On a essayé de montrer que, bien qu’un énoncé physique ne puisse jamais être vérifié de manière absolue, on peut au moins démontrer dans certains cas que l’énoncé est faux. Si un livre posé sur une table ne reste pas couché mais tombe verticalement, on peut considérer comme certain que ce qui est observé n’est pas une table matérielle. Le principe de vérification absolue pourrait être remplacé par un principe de falsification absolue.[1] Une telle idée n’est cependant pas tenable. Toute falsification présuppose également certaines inductions basées sur l’observation d’autres choses et ne peut être supposée qu’avec probabilité.
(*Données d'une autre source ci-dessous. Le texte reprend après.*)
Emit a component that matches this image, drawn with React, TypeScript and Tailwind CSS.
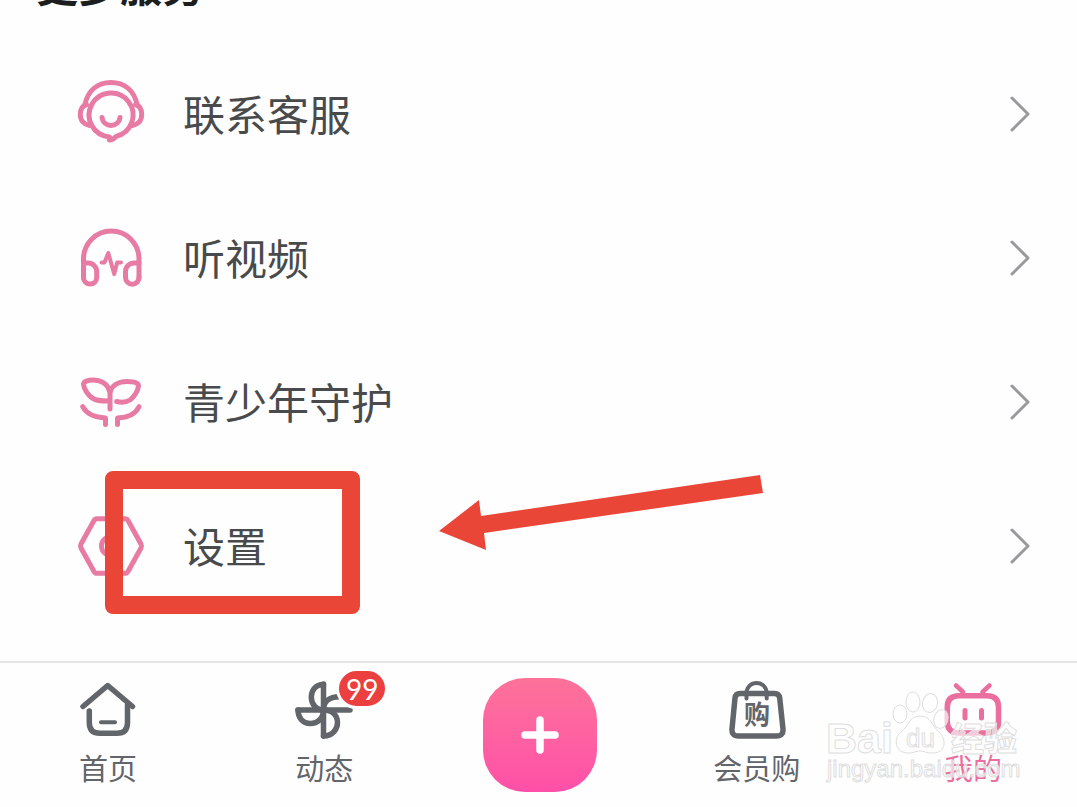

Dans notre exemple, c’est peut-être le livre qui est la chose non matérielle, ou qui l’est devenu au moment où j’ai retiré ma main ; l’affirmation concernant la table matérielle resterait alors vraie. Nos affirmations sur les choses physiques sont imbriquées de telle sorte que le rejet d’une des affirmations peut toujours être remplacé par le rejet d’une autre. Notre choix quant au rejet est entièrement fait par des réflexions déterminées par les règles de la probabilité. Il n’y a donc pas de falsification absolue, comme il n’y a pas de vérification absolue. Il ne reste que la théorie probabiliste de la signification si l’on veut justifier des propositions d’observation dans le sens où elles sont effectivement utilisées dans la science ou dans la vie quotidienne.

  1. Cette tentative a été faite par K. Popper, Logik der Forschung (Berlin, 1935) ; cf. aussi ma critique de ce livre dans Erkenntnis, V (1935), 267.